Video Conferencing, Full Steam Ahead
Video conferencing adoption is accelerating due to growing demand, reduced prices, and availability of cloud-based meeting and interoperability services, as Irwin Lazar, VP and service director at Nemertes Research, shared in his recent No Jitter post on the firm's recent findings. And if that adoption data holds true, enterprises have plenty of new offerings to consider for video-enabling their collaborative work spaces.
With the AV industry's InfoComm event taking place next week, video vendors have been busy getting the word our on their latest news. Here's some of what we've heard so far.
Polycom Introduces Pano
A couple weeks back, Polycom and Zoom announced a partnership, introducing the Zoom Connector for Polycom, which allows Polycom video solution users one-click access to Zoom meetings. At the time of that announcement, Karthik Arumugam, VP strategy and business development at Polycom, took the time to go over some of the biggest barriers to video conferencing adoption. Top of the list was complexity.
If that's the case, then today's announcement from Polycom is likely to continue breaking down these barriers, as it aims for easy set-up and configuration.
Today Polycom unveiled Pano, a "little black box" for conference rooms that enables users to share up to four simultaneous content streams -- including live video -- for viewing side-by-side on a screen, as illustrated in the image below. With Pano, users also can annotate on top of the shared content, Marty Sexton, senior product marketing manager at Polycom, told me in a recent briefing
Pano can connect to any display to enable wireless content sharing, and works with PCs, Macs, tablets, and smartphones. Pano has strict security safeguards, requiring users to enter a security PIN to enter each session, limiting content sharing to a designated target monitor, and preventing local storage of shared information. Users, however, can save annotations to Google Drive or other cloud repository.
"Think about how you share content today," Sexton said. "Today most presenters will put a piece of content up and pass the cable to take turns. Pano allows them to move beyond a single cable experience."
The majority of enterprises do not have touch-enabled environments, Sexton said. As the price of touch screens comes down further, enterprises will likely transition, but since we are not yet at that point, Polycom designed Pano to work with legacy user devices. For annotation, a mouse plugs into a USB port and serves as a "writing" tool, Sexton explained.
Pano, available immediately in 138 countries, is priced at $1,990.
Logitech Goes After the Huddle Room
Last we heard from Logitech in February, it had just introduced Brio, its advanced webcam with 4K image sensors, facial recognition capabilities and more. Now Logitech is moving from the desktop into small rooms, today unveiling MeetUp, a huddle room conferencing cam.
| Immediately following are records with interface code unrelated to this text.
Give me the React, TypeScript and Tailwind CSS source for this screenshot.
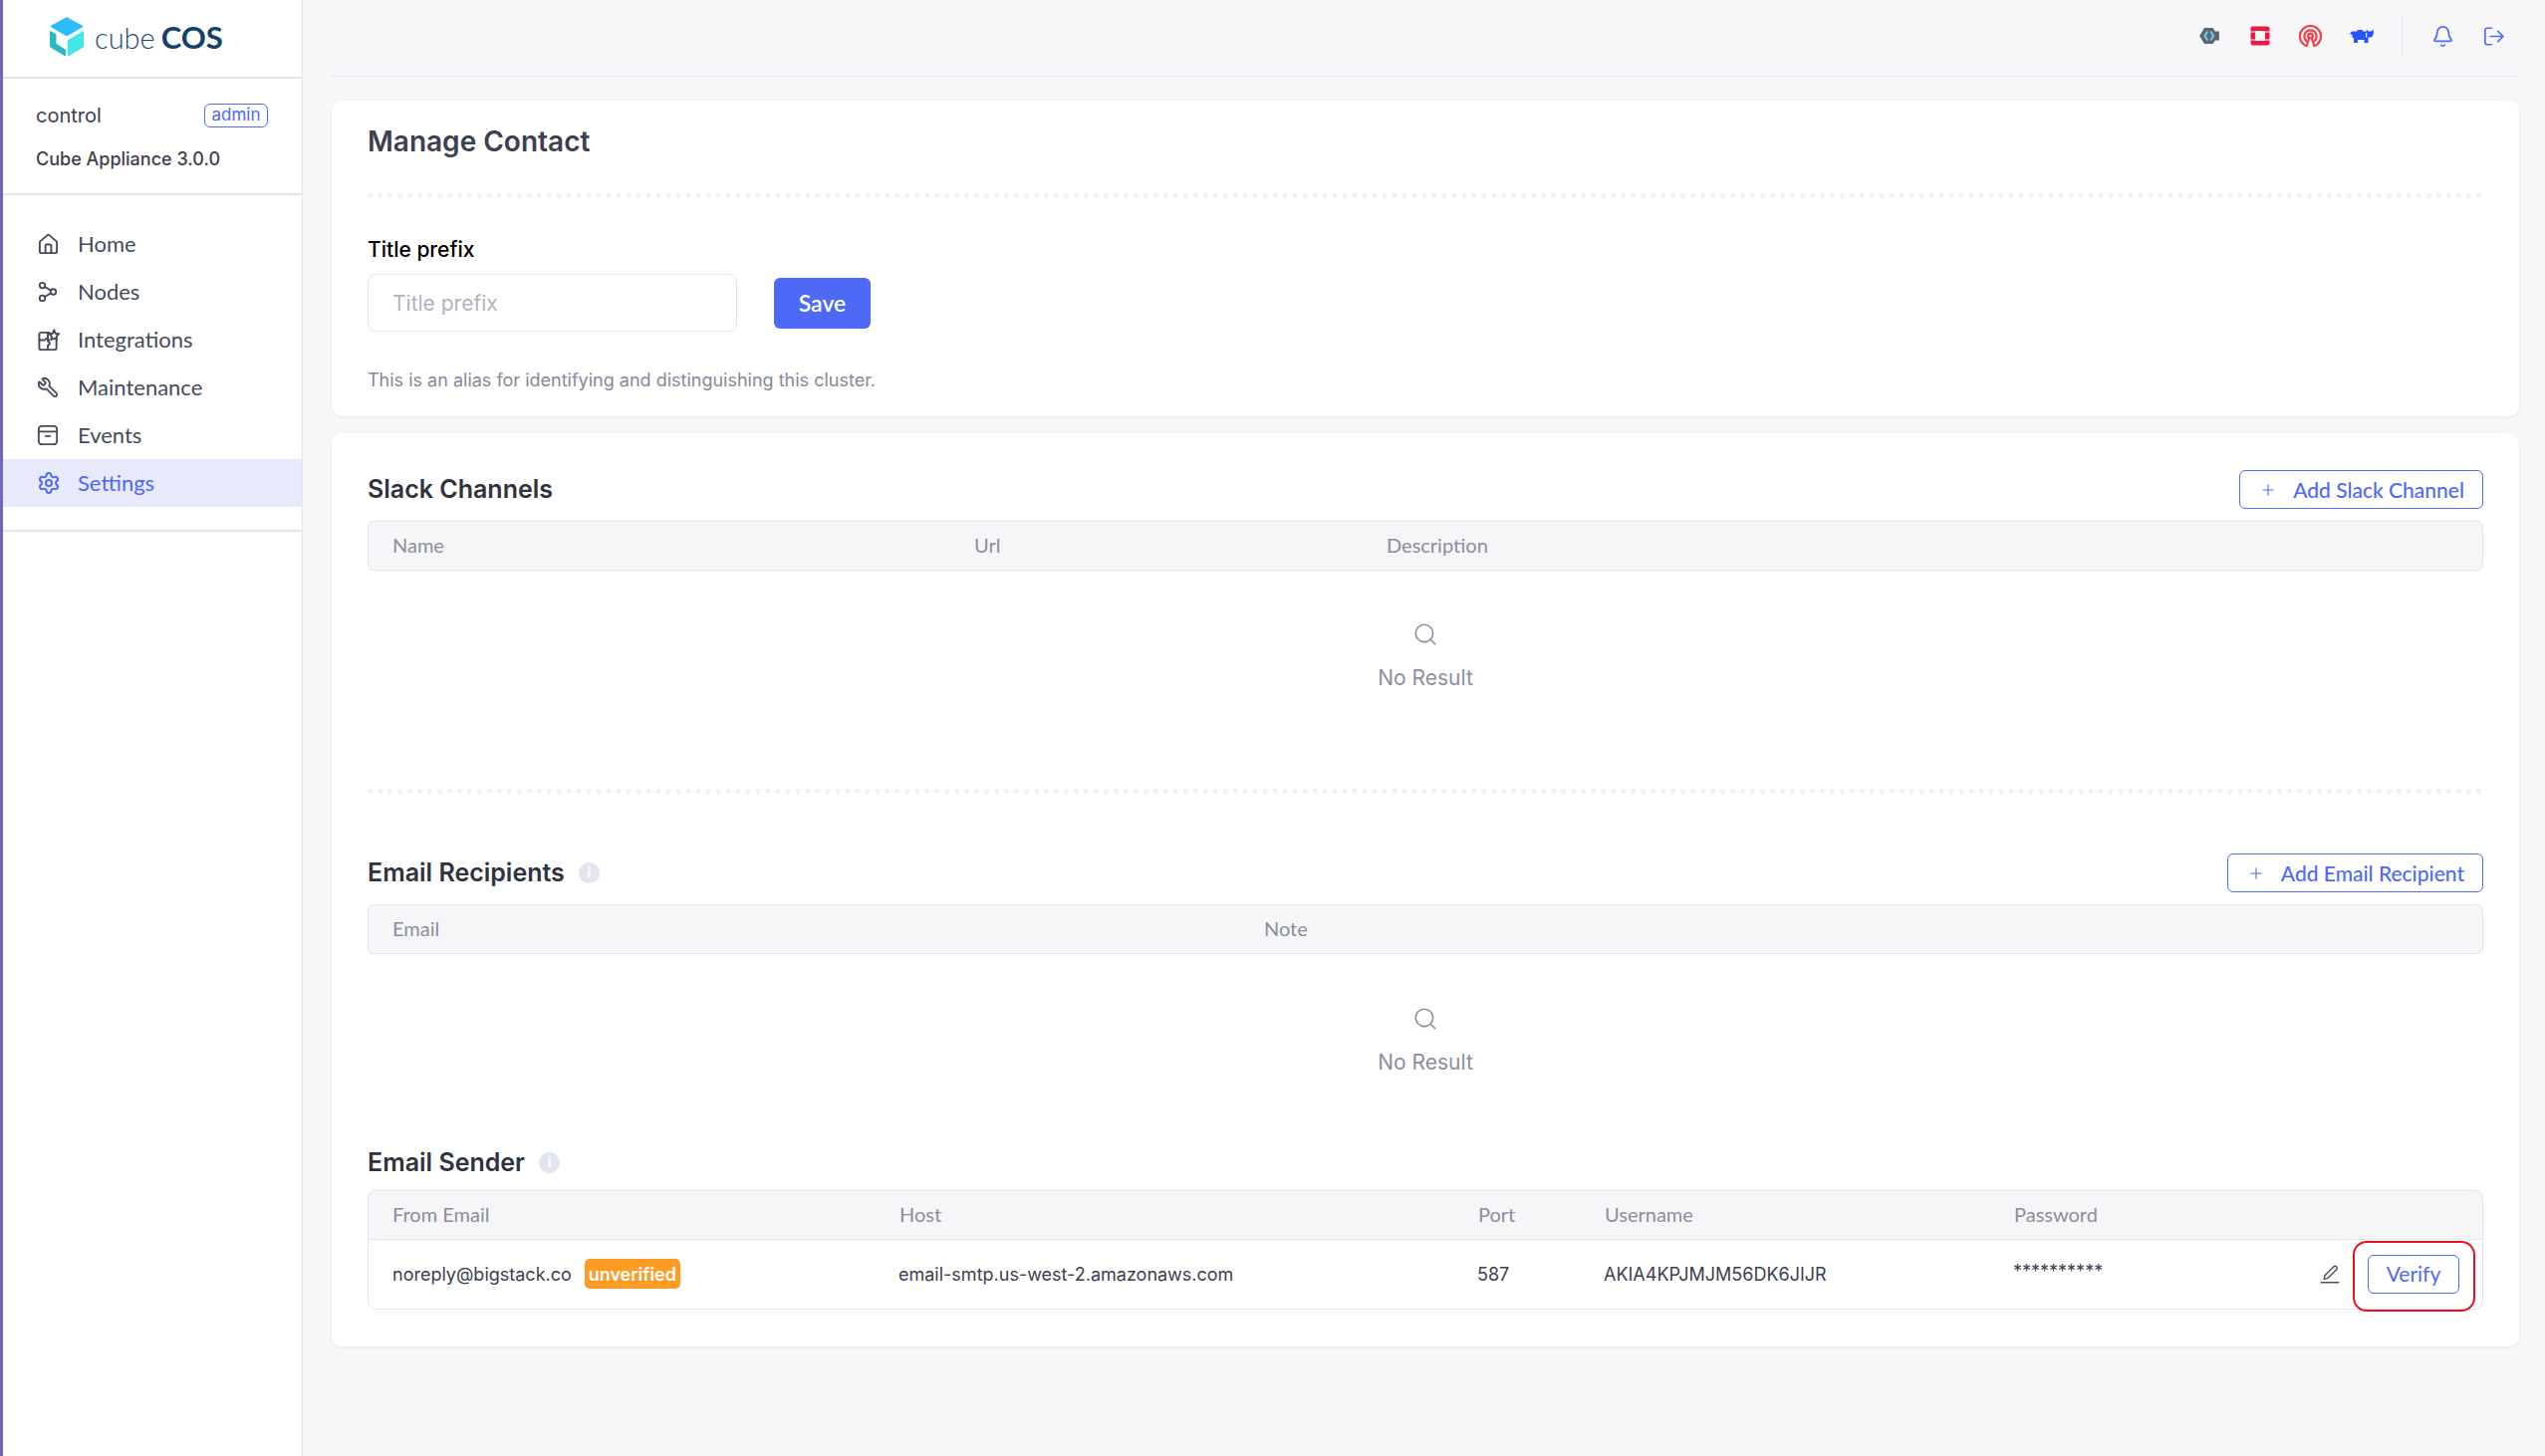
import { Bell, House, Plus, Search, Settings, Share2, Wrench } from "lucide-react";

const dotted = "border-t-[5px] border-dotted border-[#eef0fb]";

function CubeLogo() {
  return (
    <svg viewBox="0 0 36 40" className="h-[40px] w-[36px]" strokeLinejoin="round">
      <path d="M18 1 L33.500 9.500 L18 18.500 L2.500 9.500 Z" fill="#2ebcff" stroke="#2ebcff" strokeWidth="1.500" />
      <path d="M19.500 23.500 L34.500 14.500 L34.500 30 L19.500 39 Z" fill="#3fe8e6" stroke="#3fe8e6" strokeWidth="1" />
      <path d="M1.500 14.500 L7 17.500 L7 27 L16.500 33 L16.500 39 L1.500 30 Z" fill="#2bb8c2" stroke="#2bb8c2" strokeWidth="1" />
    </svg>
  );
}

function PuzzleIcon() {
  return (
    <svg viewBox="0 0 24 24" className="h-[23px] w-[23px]" fill="none" stroke="currentColor" strokeWidth="2" strokeLinejoin="round" strokeLinecap="round">
      <path d="M13 4H4.500A2 2 0 0 0 2.500 6v14a2 2 0 0 0 2 2h14a2 2 0 0 0 2-2v-8" />
      <path d="M2.500 12h5.500c1 0 1-2 2.500-2s1.500 2 2.500 2M11.500 22v-4c0-1 2-1 2-2.500s-2-1.500-2-2.500V4" />
      <path d="M18 1.500l1.500 3.500 3.500.5-2.500 2.500.5 3.500-3-1.500-3 1.500.5-3.500-2.500-2.500 3.500-.5z" />
    </svg>
  );
}

function ArchiveIcon() {
  return (
    <svg viewBox="0 0 24 24" className="h-[22px] w-[22px]" fill="none" stroke="currentColor" strokeWidth="2" strokeLinecap="round">
      <rect x="2" y="2" width="20" height="20" rx="3.500" />
      <path d="M2 8h20M9.500 13h5" />
    </svg>
  );
}

function LogOutIcon() {
  return (
    <svg viewBox="0 0 24 22" className="h-[19px] w-[21px]" fill="none" stroke="currentColor" strokeWidth="1.900" strokeLinecap="round" strokeLinejoin="round">
      <path d="M9.500 1.500H4.500a2.500 2.500 0 0 0-2.500 2.500v14a2.500 2.500 0 0 0 2.500 2.500h5" />
      <path d="M8 11h15M17 5l6 6-6 6" />
    </svg>
  );
}

function HexIcon() {
  return (
    <svg viewBox="0 0 24 20" className="h-[18px] w-[22px]">
      <path d="M6.500 1h9.500l2.500 4h4.500v10h-4.500L16 19H6.500L1 10z" fill="#5f6672" />
      <path d="M10 5l-3 5 3 5M13.500 5l3 5-3 5" fill="none" stroke="#62cdf5" strokeWidth="2.300" />
    </svg>
  );
}

function RedSquareIcon() {
  return (
    <svg viewBox="0 0 20 20" className="h-[20px] w-[20px]">
      <rect x="0.500" y="0.500" width="19" height="19" rx="2" fill="#f0183f" />
      <rect x="5" y="5" width="10" height="10" fill="#f7f7fa" />
      <path d="M0 6h5M15 6h5M0 14h5M15 14h5" stroke="#f7f7fa" strokeWidth="1" />
    </svg>
  );
}

function CephIcon() {
  return (
    <svg viewBox="0 0 24 24" className="h-[23px] w-[23px]" fill="none" stroke="#ef4349" strokeWidth="2.300" strokeLinecap="round">
      <path d="M6.500 21.500A11 11 0 1 1 17.500 21.500" />
      <path d="M8 17A6.400 6.400 0 1 1 16 17" />
      <circle cx="12" cy="11.500" r="2.400" />
      <path d="M10.200 14c.3 3-1.700 4.500-2 8M13.800 14c-.3 3 1.700 4.500 2 8" />
    </svg>
  );
}

function BullIcon() {
  return (
    <svg viewBox="0 0 24 14" className="h-[14px] w-[24px]" fill="#2453ff">
      <path d="M0 5L2 2.500H7.500V1H13V2.500H17L16.500 0.500L19 2.500H21.500L23.500 0.500L24 4.500L22 8.500H18.500V14H14.500V11H8V14H4V9H2.500V6Z" />
      <path d="M16 4h1.300v4.500H16z" fill="#f7f7fa" />
    </svg>
  );
}

function UnderlinedPencil() {
  return (
    <svg viewBox="0 0 24 24" className="h-[20px] w-[20px]" fill="none" stroke="#4c4f60" strokeWidth="1.700" strokeLinecap="round" strokeLinejoin="round">
      <path d="M5 18.500l1-4.500L16.500 3.500a2 2 0 0 1 3.500 3.500L9.500 17.500z" />
      <path d="M1.500 22.500h21" strokeWidth="2" />
    </svg>
  );
}

function InfoDot() {
  return (
    <span className="flex h-[21px] w-[21px] items-center justify-center rounded-full bg-[#e2e5f1] text-[13px] leading-none font-bold text-white">
      i
    </span>
  );
}

function NavItem({ icon, label, active }: { icon: React.ReactNode; label: string; active?: boolean }) {
  return (
    <div className={active ? "flex h-12 items-center bg-[#e8eafc] pl-[34px] text-[#4f69f7]" : "flex h-12 items-center pl-[34px] text-[#454a5c]"}>
      <span className="flex w-[41px] items-center">{icon}</span>
      <span className="font-[Lato,sans-serif] text-[22px] leading-none">{label}</span>
    </div>
  );
}

function AddButton({ label }: { label: string }) {
  return (
    <button className="flex h-[39px] items-center gap-[16px] rounded-[6px] border border-[#4f69f7] pr-[18px] pl-[19px] font-[Lato,sans-serif] text-[21px] font-medium text-[#4f69f7]">
      <Plus size={18} strokeWidth={1.500} />
      {label}
    </button>
  );
}

function SectionTitle({ title, info }: { title: string; info?: boolean }) {
  return (
    <div className="flex items-center gap-[14px]">
      <h2 className="text-[25px] leading-none font-semibold text-[#2f3340]">{title}</h2>
      {info && <InfoDot />}
    </div>
  );
}

function TableHead({ cols, round }: { cols: { label: string; w: string }[]; round: string }) {
  return (
    <div className={"flex h-[50px] items-center border border-[#e3e4ef] bg-[#f6f6f9] pb-[2px] pl-6 font-[Lato,sans-serif] text-[20px] text-[#8a8e9e] " + round}>
      {cols.map((c) => (
        <div key={c.label} className={c.w}>{c.label}</div>
      ))}
    </div>
  );
}

function NoResult() {
  return (
    <div className="flex flex-col items-center text-[#8a8e9e]">
      <Search size={26} strokeWidth={1.500} />
      <div className="mt-[20px] text-[21px] leading-none">No Result</div>
    </div>
  );
}

export default function App() {
  return (
    <div className="flex h-[1462px] w-[2555px] overflow-hidden bg-[#f7f7fa] font-[Inter,sans-serif]">
      <aside className="flex w-[304px] shrink-0 flex-col border-r border-l-[3px] border-r-[#e4e5ee] border-l-[#6f68b8] bg-white">
        <div className="flex h-[79px] shrink-0 items-center gap-[10px] border-b-2 border-[#e2e4f0] pb-[3px] pl-[46px]">
          <CubeLogo />
          <div className="flex items-baseline gap-[6px] font-[Lato,sans-serif] leading-none text-[#1f4a70]">
            <span className="text-[29px] font-light">cube</span>
            <span className="text-[31px] font-bold text-[#14406a]">COS</span>
          </div>
        </div>
        <div className="h-[117px] shrink-0 border-b-2 border-[#e2e4f0] pt-[25px] pr-[34px] pl-[33px]">
          <div className="flex h-[24px] items-center justify-between">
            <span className="text-[20px] text-[#3c4050]">control</span>
            <span className="flex h-[24px] w-[64px] items-center justify-center rounded-[6px] border border-[#4f69f7] text-[17px] text-[#4f69f7]">admin</span>
          </div>
          <div className="mt-[19px] text-[18px] leading-[26px] font-medium text-[#3c4050]">Cube Appliance 3.0.0</div>
        </div>
        <nav className="border-b-2 border-[#e2e4f0] pt-[25px] pb-[23px]">
          <NavItem icon={<House size={23} strokeWidth={2} />} label="Home" />
          <NavItem icon={<Share2 size={22} strokeWidth={2} className="-scale-x-100" />} label="Nodes" />
          <NavItem icon={<PuzzleIcon />} label="Integrations" />
          <NavItem icon={<Wrench size={22} strokeWidth={2} className="-scale-x-100" />} label="Maintenance" />
          <NavItem icon={<ArchiveIcon />} label="Events" />
          <NavItem icon={<Settings size={24} strokeWidth={2} />} label="Settings" active />
        </nav>
      </aside>

      <main className="flex min-w-0 flex-1 flex-col pr-[26px] pl-[29px]">
        <header className="flex h-[77px] shrink-0 items-center justify-end border-b border-[#e3e4ef] pb-[4px]">
          <div className="flex w-[51px] justify-center"><HexIcon /></div>
          <div className="flex w-[51px] justify-center"><RedSquareIcon /></div>
          <div className="flex w-[51px] justify-center"><CephIcon /></div>
          <div className="flex w-[51px] justify-center"><BullIcon /></div>
          <div className="mx-[15px] h-[36px] w-px bg-[#e3e4ef]" />
          <div className="flex w-[51px] justify-center text-[#4f69f7]"><Bell size={23} strokeWidth={1.800} /></div>
          <div className="flex w-[51px] justify-center text-[#4f69f7]"><LogOutIcon /></div>
        </header>

        <section className="mt-[24px] h-[317px] shrink-0 rounded-[10px] bg-white px-[36px] pt-[26px] shadow-[0_1px_3px_rgba(40,45,80,0.08)]">
          <h1 className="text-[28px] leading-[30px] font-semibold text-[#3c4050]">Manage Contact</h1>
          <div className={"mt-[37px] " + dotted} />
          <label className="mt-[40px] block text-[21px] leading-6 font-medium text-black">Title prefix</label>
          <div className="mt-[12px] flex items-center gap-[37px]">
            <input placeholder="Title prefix" className="h-[58px] w-[371px] rounded-[8px] border border-[#e2e3ee] bg-white px-[24px] text-[21px] outline-none placeholder:text-[#b0b3c2]" />
            <button className="h-[51px] w-[97px] rounded-[6px] bg-[#4f69f7] font-[Lato,sans-serif] text-[23px] font-semibold text-white">Save</button>
          </div>
          <p className="mt-[36px] text-[18px] leading-[26px] text-[#858998]">This is an alias for identifying and distinguishing this cluster.</p>
        </section>

        <section className="mt-[17px] h-[917px] shrink-0 rounded-[10px] bg-white px-[36px] pt-[37px] shadow-[0_1px_3px_rgba(40,45,80,0.08)]">
          <div className="flex h-[39px] items-center justify-between">
            <SectionTitle title="Slack Channels" />
            <AddButton label="Add Slack Channel" />
          </div>
          <div className="mt-[12px]">
            <TableHead
              round="rounded-[6px]"
              cols={[
                { label: "Name", w: "w-[584px]" },
                { label: "Url", w: "w-[414px]" },
                { label: "Description", w: "flex-1" },
              ]}
            />
          </div>
          <div className="pt-[51px]"><NoResult /></div>
          <div className={"mt-[101px] " + dotted} />

          <div className="mt-[60px] flex h-[39px] items-center justify-between">
            <SectionTitle title="Email Recipients" info />
            <AddButton label="Add Email Recipient" />
          </div>
          <div className="mt-[12px]">
            <TableHead
              round="rounded-[6px]"
              cols={[
                { label: "Email", w: "w-[875px]" },
                { label: "Note", w: "flex-1" },
              ]}
            />
          </div>
          <div className="pt-[52px]"><NoResult /></div>

          <div className="mt-[78px]"><SectionTitle title="Email Sender" info /></div>
          <div className="relative mt-[15px] h-[120px] rounded-[8px] border border-[#e3e4ef]">
            <div className="-m-px">
              <TableHead
                round="rounded-t-[8px]"
                cols={[
                  { label: "From Email", w: "w-[509px]" },
                  { label: "Host", w: "w-[581px]" },
                  { label: "Port", w: "w-[127px]" },
                  { label: "Username", w: "w-[411px]" },
                  { label: "Password", w: "flex-1" },
                ]}
              />
            </div>
            <div className="flex h-[70px] items-center pl-[24px] text-[18px] text-[#3c4050]">
              <div className="flex w-[508px] items-center gap-[13px]">
                noreply@bigstack.co
                <span className="flex h-[30px] w-[96px] items-center justify-center rounded-[5px] bg-[#fd9b25] text-[18px] font-semibold text-white">unverified</span>
              </div>
              <div className="w-[581px]">email-smtp.us-west-2.amazonaws.com</div>
              <div className="w-[127px]">587</div>
              <div className="w-[411px]">AKIA4KPJMJM56DK6JIJR</div>
              <div className="w-[308px] -translate-y-[3px]">**********</div>
              <UnderlinedPencil />
              <button className="ml-[28px] flex h-[39px] w-[92px] items-center justify-center rounded-[6px] border border-[#4f69f7] font-[Lato,sans-serif] text-[21px] text-[#4f69f7]">Verify</button>
            </div>
            <div className="absolute top-[50px] right-[7px] h-[71px] w-[123px] rounded-[14px] border-2 border-[#e5141f]" />
          </div>
        </section>
      </main>
    </div>
  );
}
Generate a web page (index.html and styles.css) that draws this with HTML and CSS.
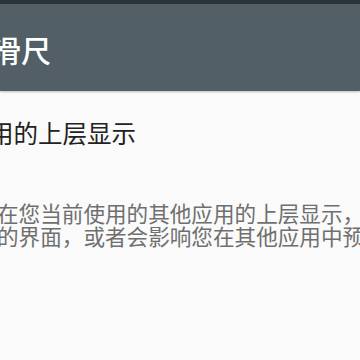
FILE: index.html
```html
<!DOCTYPE html>
<html lang="zh-CN">
<head>
<meta charset="utf-8">
<link rel="stylesheet" href="styles.css">
</head>
<body>
<div class="screen">
  <div class="status"></div>
  <header class="toolbar">
    <h1 class="title">滑尺</h1>
  </header>
  <main class="content">
    <p class="item-title">用的上层显示</p>
    <p class="desc">
      <span class="line">在您当前使用的其他应用的上层显示，</span>
      <span class="line">的界面，或者会影响您在其他应用中预</span>
    </p>
  </main>
</div>
</body>
</html>
```
FILE: styles.css
```css
html, body {
  margin: 0;
  padding: 0;
  width: 360px;
  height: 360px;
  overflow: hidden;
  background: #fafafa;
  font-family: "Noto Sans CJK SC", "Noto Sans", sans-serif;
}
.screen {
  width: 360px;
  height: 360px;
  overflow: hidden;
  display: flex;
  flex-direction: column;
}
.status {
  height: 4px;
  background: #2a3338;
  flex: none;
}
.toolbar {
  height: 87px;
  background: #525f66;
  flex: none;
  display: flex;
  align-items: center;
  box-shadow: 0 1px 2px rgba(0,0,0,0.25);
  position: relative;
  z-index: 1;
}
.title {
  margin: 2px 0 0 -9px;
  font-size: 30px;
  font-weight: 500;
  color: #ffffff;
  line-height: 1;
  white-space: nowrap;
}
.content {
  flex: 1;
  overflow: hidden;
}
.item-title {
  margin: 27px 0 0 -11px;
  font-size: 24.5px;
  line-height: 30px;
  color: #222222;
  white-space: nowrap;
}
.desc {
  margin: 53px 0 0 -3px;
  font-size: 21.6px;
  line-height: 23px;
  color: #6f6f6f;
}
.line {
  display: block;
  white-space: nowrap;
}
```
MeetUp features a 120-degree field of view, which nicely fits in view everyone seated at a small table, as Logitech's Joan Vandermate, head of marketing, Collaboration Business Unit, recently showed me in a demo. Additionally, the camera can pan another 25 degrees to the left and right, offering 170 degrees total of any given room.
The camera features three beamforming, omnidirectional microphones featuring noise and echo cancellation. These microphones are certified to work with Microsoft Cortana to accept voice commands. For use in larger rooms, Logitech offers an optional expansion microphone for MeetUp.
MeetUp, which will be available in July for $899, will work with most any video conferencing software application or cloud service, including Microsoft Skype for Business and Cisco WebEx, Logitech said.
Separately, Logitech introduced a mobile app that can turn any Android or iOS smartphone into a soft remote for all Logitech video conferencing products.